…We have decided to go back to the dolphin work, examine it very carefully, and do some entirely new work with the dolphins. Dolphins are very exciting to work with. They are playful, curious, and develop very close attachments for humans. They are infinitely patient with us. In all of our work with the dolphins no one was badly injured over a thirteen-year period. …Their discipline with humans in the water is really amazing. If they do not want you in the water they bang their beaks against your legs just hard enough to move you out of the water. If you insist on coming into the water, they may scratch your skin with their teeth in a very precise controlled fashion. When I remember that a dolphin can bite a six-foot barracuda in two with those teeth, I can imagine them biting my leg or my arm in two; however, this never happened in spite of this capacity to do so.
The largest of the dolphins are Orcinus orca and are in captivity in large numbers in the United States, Canada, and England. At no time have any of these huge dolphins injured the people that swim with them.
This is the most astonishing property of these large brains—their gentleness, forbearance, and care of us. The dolphins we worked with over the thirteen-year period had brains twenty percent to forty percent larger than ours. Orca has a brain four times the size of ours.
…Much work has been done upon the brain of the dolphin showing its superb complexity and its detailed structure on a microscopic scale…
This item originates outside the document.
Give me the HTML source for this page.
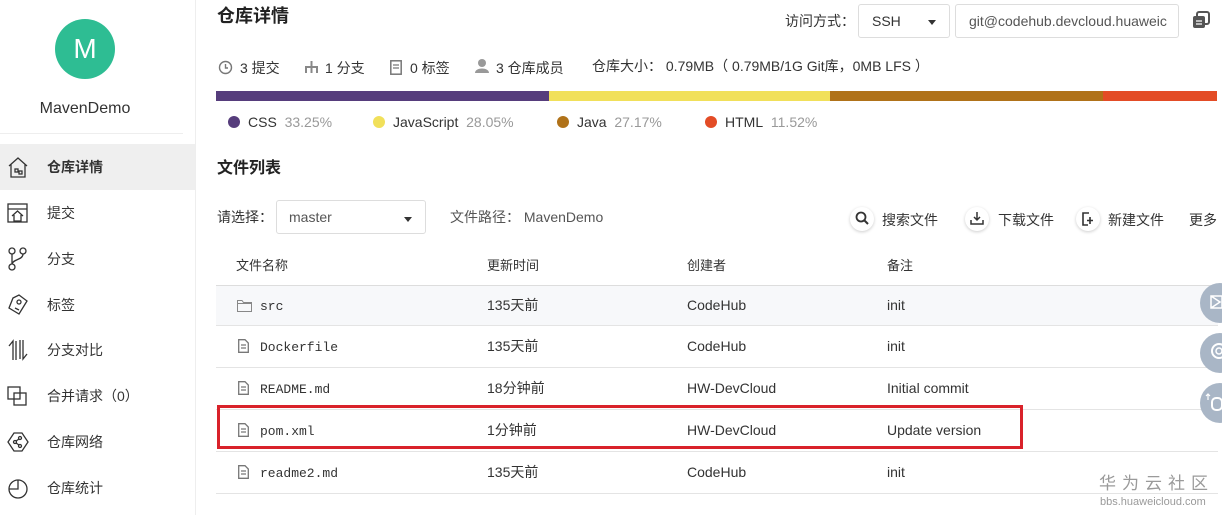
<!DOCTYPE html>
<html><head><meta charset="utf-8"><style>
*{margin:0;padding:0;box-sizing:border-box}
body{width:1222px;height:515px;overflow:hidden;background:#fff;font-family:"Liberation Sans","Noto Sans CJK SC",sans-serif;color:#333;position:relative;font-size:14px;line-height:17px}
.a{position:absolute;white-space:nowrap;line-height:17px}
.nav{position:absolute;left:0;width:195px;height:46px;font-size:14px;color:#333}
.nav span{position:absolute;left:47px;top:15px;line-height:17px}
.nav svg{position:absolute;left:7px;top:11px}
.mono{font-family:"Liberation Mono",monospace;font-size:13px}
.hl{position:absolute;left:216px;width:1002px;height:1px;background:#e4e4e4}
.g{color:#999}
.dot{display:inline-block;width:12px;height:12px;border-radius:50%;vertical-align:-1px;margin-right:8px}
.btn{position:absolute;width:24px;height:24px;border-radius:50%;box-shadow:0 1px 3px rgba(0,0,0,.2);background:#fff}
.fl{position:absolute;left:1200px;width:40px;height:40px;border-radius:50%;background:#a9b6c6}
</style></head><body>
<div class="a" style="left:195px;top:0;width:1px;height:515px;background:#eee"></div>
<div class="a" style="left:55px;top:19px;width:60px;height:60px;border-radius:50%;background:#2ebd93;color:#fff;font-size:28px;text-align:center;line-height:60px">M</div>
<div class="a" style="left:0;width:170px;top:100px;text-align:center;font-size:16px;color:#333">MavenDemo</div>
<div class="a" style="left:0;top:133px;width:183px;height:1px;background:#eee"></div>
<div class="nav" style="top:144px;background:#efefef;font-weight:bold"><svg width="22" height="24" viewBox="0 0 22 24" fill="none" stroke="#333" stroke-width="1.3"><path d="M2 11 L11 3 L20 11 M4 9 V22 H18 V9"/><rect x="8" y="14" width="3" height="3"/><rect x="12" y="16" width="3" height="3"/></svg><span>仓库详情</span></div>
<div class="nav" style="top:190px"><svg width="22" height="24" viewBox="0 0 22 24" fill="none" stroke="#333" stroke-width="1.3"><rect x="1" y="3" width="19" height="18"/><path d="M1 8 H20 M5 15 L10.5 10 L16 15 M7 14 V20 H14 V14"/></svg><span>提交</span></div>
<div class="nav" style="top:236px"><svg width="22" height="24" viewBox="0 0 22 24" fill="none" stroke="#333" stroke-width="1.3"><circle cx="5" cy="4" r="3"/><circle cx="16" cy="4" r="3"/><circle cx="5" cy="20" r="3"/><path d="M5 7 V17 M16 7 C16 13 6 12 5 17"/></svg><span>分支</span></div>
<div class="nav" style="top:282px"><svg width="22" height="24" viewBox="0 0 22 24" fill="none" stroke="#333" stroke-width="1.3"><path d="M12 2 L20 8 L12 21 L2 15 L6 5 Z"/><circle cx="12" cy="9" r="2"/><path d="M8 15 L12 17"/></svg><span>标签</span></div>
<div class="nav" style="top:327px"><svg width="22" height="24" viewBox="0 0 22 24" fill="none" stroke="#333" stroke-width="1.3"><path d="M6 22 V3 L2 8 M9 22 V3 M13 2 V21 M16 2 V21 L20 16"/></svg><span>分支对比</span></div>
<div class="nav" style="top:373px"><svg width="22" height="24" viewBox="0 0 22 24" fill="none" stroke="#333" stroke-width="1.3"><rect x="1" y="3" width="12" height="12"/><rect x="7" y="9" width="12" height="12"/></svg><span>合并请求（0）</span></div>
<div class="nav" style="top:419px"><svg width="22" height="24" viewBox="0 0 22 24" fill="none" stroke="#333" stroke-width="1.3"><path d="M7 3 H15 L21 12 L15 21 H7 L1 12 Z"/><circle cx="13" cy="8" r="1.5"/><circle cx="8" cy="12" r="1.5"/><circle cx="13" cy="16" r="1.5"/><path d="M9 11 L12 9 M9 13 L12 15"/></svg><span>仓库网络</span></div>
<div class="nav" style="top:465px"><svg width="22" height="24" viewBox="0 0 22 24" fill="none" stroke="#333" stroke-width="1.3"><circle cx="11" cy="13" r="9"/><path d="M11 4 V13 H2"/></svg><span>仓库统计</span></div>

<div class="a" style="left:217px;top:8px;font-size:18px;font-weight:bold;color:#222">仓库详情</div>
<div class="a" style="left:785px;top:13px;font-size:14px;color:#333">访问方式：</div>
<div class="a" style="left:858px;top:4px;width:92px;height:34px;border:1px solid #ddd;border-radius:3px"><span class="a" style="left:13px;top:8px;color:#333">SSH</span><span class="a" style="left:69px;top:15px;border:4px solid transparent;border-top:5px solid #333"></span></div>
<div class="a" style="left:955px;top:4px;width:224px;height:34px;border:1px solid #ddd;border-radius:3px;overflow:hidden"><span class="a" style="left:13px;top:8px;color:#555">git@codehub.devcloud.huaweic</span></div>
<svg class="a" style="left:1192px;top:11px" width="19" height="18" viewBox="0 0 19 18"><rect x="5" y="1" width="12" height="12" rx="2" fill="none" stroke="#555" stroke-width="2"/><rect x="1" y="5" width="12" height="12" rx="2" fill="#555"/><path d="M4 10 H10 M4 13 H10" stroke="#fff" stroke-width="1.3"/></svg>

<svg class="a" style="left:218px;top:60px" width="15" height="15" viewBox="0 0 15 15"><circle cx="7.5" cy="7.5" r="6" fill="none" stroke="#777" stroke-width="1.4"/><path d="M7.5 4 V8 H10" fill="none" stroke="#777" stroke-width="1.4"/></svg>
<div class="a" style="left:240px;top:60px">3 提交</div>
<svg class="a" style="left:304px;top:60px" width="15" height="15" viewBox="0 0 15 15"><path d="M7.5 1 V7 M2 13 V7 H13 V13 M7.5 7 V13" stroke="#888" stroke-width="2" fill="none"/></svg>
<div class="a" style="left:325px;top:60px">1 分支</div>
<svg class="a" style="left:390px;top:60px" width="12" height="15" viewBox="0 0 12 15"><rect x="0.8" y="0.8" width="10.4" height="13.4" fill="none" stroke="#777" stroke-width="1.5"/><path d="M3 5 H9 M3 8 H9" stroke="#777" stroke-width="1.3"/></svg>
<div class="a" style="left:410px;top:60px">0 标签</div>
<svg class="a" style="left:474px;top:58px" width="16" height="16" viewBox="0 0 16 16"><circle cx="8" cy="5" r="4" fill="#999"/><path d="M1 15 C1 9 15 9 15 15 Z" fill="#999"/></svg>
<div class="a" style="left:496px;top:60px">3 仓库成员</div>
<div class="a" style="left:592px;top:58px">仓库大小： 0.79MB（ 0.79MB/1G Git库，0MB LFS ）</div>

<div class="a" style="left:216px;top:91px;width:333px;height:10px;background:#563d7c"></div>
<div class="a" style="left:549px;top:91px;width:281px;height:10px;background:#f1e05a"></div>
<div class="a" style="left:830px;top:91px;width:273px;height:10px;background:#b07219"></div>
<div class="a" style="left:1103px;top:91px;width:114px;height:10px;background:#e34c26"></div>
<div class="a" style="left:228px;top:114px"><span class="dot" style="background:#563d7c"></span>CSS&nbsp; <span class="g">33.25%</span></div>
<div class="a" style="left:373px;top:114px"><span class="dot" style="background:#f1e05a"></span>JavaScript&nbsp; <span class="g">28.05%</span></div>
<div class="a" style="left:557px;top:114px"><span class="dot" style="background:#b07219"></span>Java&nbsp; <span class="g">27.17%</span></div>
<div class="a" style="left:705px;top:114px"><span class="dot" style="background:#e34c26"></span>HTML&nbsp; <span class="g">11.52%</span></div>

<div class="a" style="left:217px;top:160px;font-size:16px;font-weight:bold;color:#222">文件列表</div>
<div class="a" style="left:217px;top:209px">请选择：</div>
<div class="a" style="left:276px;top:200px;width:150px;height:34px;border:1px solid #ddd;border-radius:3px"><span class="a" style="left:12px;top:8px;color:#555">master</span><span class="a" style="left:127px;top:16px;border:4px solid transparent;border-top:5px solid #333"></span></div>
<div class="a" style="left:450px;top:209px;color:#555">文件路径： MavenDemo</div>

<div class="btn" style="left:850px;top:207px"></div>
<svg class="a" style="left:855px;top:211px" width="14" height="14" viewBox="0 0 14 14"><circle cx="6" cy="6" r="4.5" fill="none" stroke="#333" stroke-width="1.8"/><path d="M9 9 L13 13" stroke="#333" stroke-width="2"/></svg>
<div class="a" style="left:882px;top:212px">搜索文件</div>
<div class="btn" style="left:965px;top:207px"></div>
<svg class="a" style="left:970px;top:212px" width="14" height="13" viewBox="0 0 14 13"><path d="M7 0 V8 M4 5 L7 8 L10 5 M1 8 V12 H13 V8" fill="none" stroke="#333" stroke-width="1.5"/></svg>
<div class="a" style="left:998px;top:212px">下载文件</div>
<div class="btn" style="left:1076px;top:207px"></div>
<svg class="a" style="left:1082px;top:212px" width="12" height="14" viewBox="0 0 12 14"><path d="M7 1 H1 V13 H6" fill="none" stroke="#333" stroke-width="1.6"/><path d="M8 5 V12 M5 8.5 H11" stroke="#333" stroke-width="1.6"/></svg>
<div class="a" style="left:1108px;top:212px">新建文件</div>
<div class="a" style="left:1189px;top:212px">更多</div>

<div class="a" style="left:236px;top:257px;font-size:13px;color:#333">文件名称</div>
<div class="a" style="left:487px;top:257px;font-size:13px;color:#333">更新时间</div>
<div class="a" style="left:687px;top:257px;font-size:13px;color:#333">创建者</div>
<div class="a" style="left:887px;top:257px;font-size:13px;color:#333">备注</div>
<div class="a" style="left:216px;top:285px;width:1002px;height:40px;background:#f7f8fa"></div>
<div class="hl" style="top:285px;background:#ddd"></div>
<div class="hl" style="top:325px"></div>
<div class="hl" style="top:367px"></div>
<div class="hl" style="top:409px"></div>
<div class="hl" style="top:451px"></div>
<div class="hl" style="top:493px"></div>

<svg class="a" style="left:237px;top:300px" width="15" height="12" viewBox="0 0 15 12"><path d="M0.5 0.5 H5 L6.5 2.5 H14.5 V11.5 H0.5 Z M0.5 3.5 H14.5" fill="none" stroke="#888"/></svg>
<div class="a mono" style="left:260px;top:298px">src</div>
<div class="a" style="left:487px;top:297px">135天前</div><div class="a" style="left:687px;top:297px">CodeHub</div><div class="a" style="left:887px;top:297px">init</div>

<svg class="a" style="left:238px;top:339px" width="11" height="14" viewBox="0 0 11 14"><path d="M0.7 0.7 H7 L10.3 4 V13.3 H0.7 Z M3 6 H8 M3 9 H8" fill="none" stroke="#777" stroke-width="1.3"/></svg>
<div class="a mono" style="left:260px;top:339px">Dockerfile</div>
<div class="a" style="left:487px;top:338px">135天前</div><div class="a" style="left:687px;top:338px">CodeHub</div><div class="a" style="left:887px;top:338px">init</div>

<svg class="a" style="left:238px;top:381px" width="11" height="14" viewBox="0 0 11 14"><path d="M0.7 0.7 H7 L10.3 4 V13.3 H0.7 Z M3 6 H8 M3 9 H8" fill="none" stroke="#777" stroke-width="1.3"/></svg>
<div class="a mono" style="left:260px;top:381px">README.md</div>
<div class="a" style="left:487px;top:380px">18分钟前</div><div class="a" style="left:687px;top:380px">HW-DevCloud</div><div class="a" style="left:887px;top:380px">Initial commit</div>

<svg class="a" style="left:238px;top:423px" width="11" height="14" viewBox="0 0 11 14"><path d="M0.7 0.7 H7 L10.3 4 V13.3 H0.7 Z M3 6 H8 M3 9 H8" fill="none" stroke="#777" stroke-width="1.3"/></svg>
<div class="a mono" style="left:260px;top:423px">pom.xml</div>
<div class="a" style="left:487px;top:422px">1分钟前</div><div class="a" style="left:687px;top:422px">HW-DevCloud</div><div class="a" style="left:887px;top:422px">Update version</div>
<div class="a" style="left:217px;top:405px;width:806px;height:44px;border:3px solid #d9222a"></div>

<svg class="a" style="left:238px;top:465px" width="11" height="14" viewBox="0 0 11 14"><path d="M0.7 0.7 H7 L10.3 4 V13.3 H0.7 Z M3 6 H8 M3 9 H8" fill="none" stroke="#777" stroke-width="1.3"/></svg>
<div class="a mono" style="left:260px;top:465px">readme2.md</div>
<div class="a" style="left:487px;top:464px">135天前</div><div class="a" style="left:687px;top:464px">CodeHub</div><div class="a" style="left:887px;top:464px">init</div>

<div class="fl" style="top:283px"></div>
<svg class="a" style="left:1210px;top:295px" width="12" height="14"><path d="M1 1 H12 V13 H1 Z M1 1 L10 7 L1 13" fill="none" stroke="#fff" stroke-width="1.5"/></svg>
<div class="fl" style="top:333px"></div>
<svg class="a" style="left:1207px;top:340px" width="15" height="24"><circle cx="12" cy="11" r="7" fill="none" stroke="#fff" stroke-width="2"/><circle cx="12" cy="11" r="3" fill="none" stroke="#fff" stroke-width="1.5"/></svg>
<div class="fl" style="top:383px"></div>
<svg class="a" style="left:1204px;top:392px" width="18" height="22"><path d="M4 2 V8 M2 4 L4 2 L6 4" stroke="#fff" stroke-width="1.2" fill="none"/><rect x="8" y="6" width="10" height="12" rx="4" fill="none" stroke="#fff" stroke-width="2"/></svg>

<div class="a" style="left:1099px;top:474px;font-size:17px;line-height:20px;color:#9a9a9a;letter-spacing:6px">华为云社区</div>
<div class="a" style="left:1100px;top:496px;font-size:11px;line-height:12px;color:#9a9a9a">bbs.huaweicloud.com</div>
</body></html>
Dr. Peter Morgane, Dr. Sam Jacobs, and Dr. Paul Yakovlev developed three dolphin brains that were totally preserved so that every cell was still present. When we looked at these sections, I suddenly realized that these resembled the human brain to the point where the unpracticed eye could not tell the difference between the cortical layers of the human and those of the dolphin. The only significant difference was that the dolphin had a thicker layer number one on the outside of the cortex. From studies of the eleven thousand microscopic sections made of these brains, Morgane, Jacobs, and Yakovlev have been writing many scientific papers and are currently preparing an atlas of the dolphin brain. The material they have used for this atlas is better than anything that has been done to date on the human brain.
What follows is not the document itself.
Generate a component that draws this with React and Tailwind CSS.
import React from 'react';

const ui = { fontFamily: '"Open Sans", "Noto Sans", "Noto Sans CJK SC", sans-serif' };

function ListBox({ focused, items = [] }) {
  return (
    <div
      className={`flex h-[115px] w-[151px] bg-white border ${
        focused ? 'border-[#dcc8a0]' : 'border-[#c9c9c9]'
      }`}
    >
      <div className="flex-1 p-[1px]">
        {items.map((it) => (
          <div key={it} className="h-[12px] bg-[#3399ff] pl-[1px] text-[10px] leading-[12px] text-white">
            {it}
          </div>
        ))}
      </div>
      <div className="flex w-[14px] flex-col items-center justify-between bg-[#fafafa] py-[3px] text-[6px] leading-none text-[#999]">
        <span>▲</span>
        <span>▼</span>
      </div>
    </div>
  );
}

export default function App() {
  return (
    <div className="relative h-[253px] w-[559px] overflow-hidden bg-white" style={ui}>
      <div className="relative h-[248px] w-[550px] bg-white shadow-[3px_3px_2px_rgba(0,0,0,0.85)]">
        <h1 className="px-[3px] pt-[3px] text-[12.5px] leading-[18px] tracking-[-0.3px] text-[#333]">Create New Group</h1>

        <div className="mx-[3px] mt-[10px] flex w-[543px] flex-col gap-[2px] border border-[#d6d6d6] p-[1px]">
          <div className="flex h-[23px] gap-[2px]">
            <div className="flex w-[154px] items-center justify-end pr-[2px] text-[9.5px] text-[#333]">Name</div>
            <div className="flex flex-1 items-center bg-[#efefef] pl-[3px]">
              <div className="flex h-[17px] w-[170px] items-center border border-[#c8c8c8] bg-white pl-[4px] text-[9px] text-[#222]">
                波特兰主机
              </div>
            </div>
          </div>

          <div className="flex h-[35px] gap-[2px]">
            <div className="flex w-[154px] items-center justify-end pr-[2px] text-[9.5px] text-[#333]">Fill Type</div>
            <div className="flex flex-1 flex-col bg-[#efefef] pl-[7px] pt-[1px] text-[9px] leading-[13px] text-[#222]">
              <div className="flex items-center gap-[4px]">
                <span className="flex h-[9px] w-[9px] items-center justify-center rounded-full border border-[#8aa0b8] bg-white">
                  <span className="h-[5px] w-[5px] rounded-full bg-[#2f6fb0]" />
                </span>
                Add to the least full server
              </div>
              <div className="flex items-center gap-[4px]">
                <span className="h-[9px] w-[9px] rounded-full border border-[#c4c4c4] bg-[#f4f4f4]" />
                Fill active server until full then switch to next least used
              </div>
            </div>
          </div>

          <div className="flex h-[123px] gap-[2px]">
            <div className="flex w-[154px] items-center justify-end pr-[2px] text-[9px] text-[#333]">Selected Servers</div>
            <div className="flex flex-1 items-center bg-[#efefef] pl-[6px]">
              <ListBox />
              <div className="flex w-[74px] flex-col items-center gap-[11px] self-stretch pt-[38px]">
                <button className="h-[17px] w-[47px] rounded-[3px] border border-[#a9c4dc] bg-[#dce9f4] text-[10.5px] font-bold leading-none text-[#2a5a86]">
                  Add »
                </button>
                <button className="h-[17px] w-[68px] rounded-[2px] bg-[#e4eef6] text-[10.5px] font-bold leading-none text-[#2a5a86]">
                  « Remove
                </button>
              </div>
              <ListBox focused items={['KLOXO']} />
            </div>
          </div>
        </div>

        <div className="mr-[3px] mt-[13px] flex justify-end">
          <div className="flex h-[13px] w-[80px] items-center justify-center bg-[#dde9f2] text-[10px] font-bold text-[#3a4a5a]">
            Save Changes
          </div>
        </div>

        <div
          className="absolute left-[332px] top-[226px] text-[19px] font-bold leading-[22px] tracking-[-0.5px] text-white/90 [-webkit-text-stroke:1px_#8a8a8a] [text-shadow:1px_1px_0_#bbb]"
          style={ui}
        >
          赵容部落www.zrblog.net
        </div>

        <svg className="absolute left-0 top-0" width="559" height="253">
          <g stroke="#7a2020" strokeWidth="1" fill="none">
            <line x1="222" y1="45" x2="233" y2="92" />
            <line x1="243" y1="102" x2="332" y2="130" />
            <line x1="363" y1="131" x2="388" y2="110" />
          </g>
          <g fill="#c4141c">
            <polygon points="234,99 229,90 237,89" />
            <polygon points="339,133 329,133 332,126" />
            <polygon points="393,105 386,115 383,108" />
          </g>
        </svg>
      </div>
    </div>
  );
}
These results show that the dolphin’s cell count is just as high per cubic millimeter as that of the human. The material also shows that the connectivity—i.e., the number of cells connected to one another—is the same as that in the human brain. They have also shown that there are the same number of layers in the cortex of a dolphin as there are in that of a human.
In other words, this brain is as advanced as the human brain on a microscopic structural basis.
They have also shown that the dolphin brain has quite as large “silent areas” as does the human brain. Let me explain:
We have frontal lobes and parietal lobes, the greater part of which are “silent,” i.e., there are no direct motor outputs or sensory input from or to these parts of our brain. It is the silent areas that distinguish us from the chimpanzees and from the gorillas. We have, of course, an anthropoid brain, but it has been enlarged only in the silent areas.
An examination of the brain of Tursiops truncatus, the bottlenose dolphin of the Atlantic, shows that their brain has enlarged over that of the smaller dolphin’s brain, purely by an increase in the size of the silent areas, even as we have enlarged our silent areas over those of the chimpanzees…
What do the silent areas do? Presumably these are the areas of our brain in which we do our major central processing (computations) as humans. That which we value most as humans (as opposed to smaller-brained animals) is in these silent areas. They are the association areas for speech, vision, hearing, and motor integrations and for relating these to all other activities of our bodies.